Up here, all of those Thursday NFL games are still on TSN, just as almost all Blue Jays games are on Rogers Communications Inc.’s Sportsnet.

That’s because we’re more inclined to peace, order, and good government-supported oligopolies, from our banks to our TV entertainment.

TSN and its frenemy, Sportsnet, were creations of equal parts capital and coddling, the result of governmental midwifery that sought to help carve out a space for Canadians to control our own sports culture. They’re not perfect, not by far.
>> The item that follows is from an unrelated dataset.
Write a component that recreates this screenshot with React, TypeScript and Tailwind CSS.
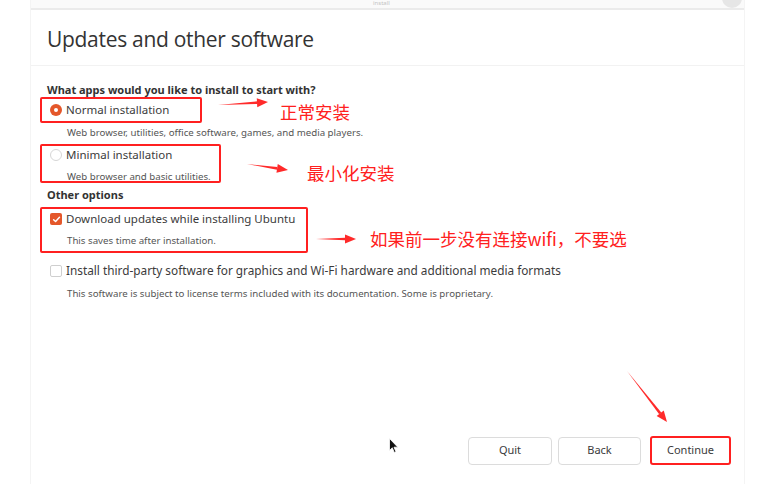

But industry watchers in the United States believe the new sports streaming service will retail for something like US$50 a month – and that still won’t get you everything.

If you’re a Canadian cable customer, meanwhile, you can get TSN and Sportsnet for about $25 extra, which should cover about 90 per cent of what you’ll likely want to watch, including most of what the new colossus will have – though of course you can still add a constellation of niche channels for other sports, if you’re so inclined (NCAA, Fubo and Apple TV+ for soccer, etc) and still come out paying far less.

It’s one of the happy legacies of a government-regulated system that’s in the midst of crumbling. The system had real flaws and was often deeply unfriendly to consumers. And we’ll miss it when it’s gone.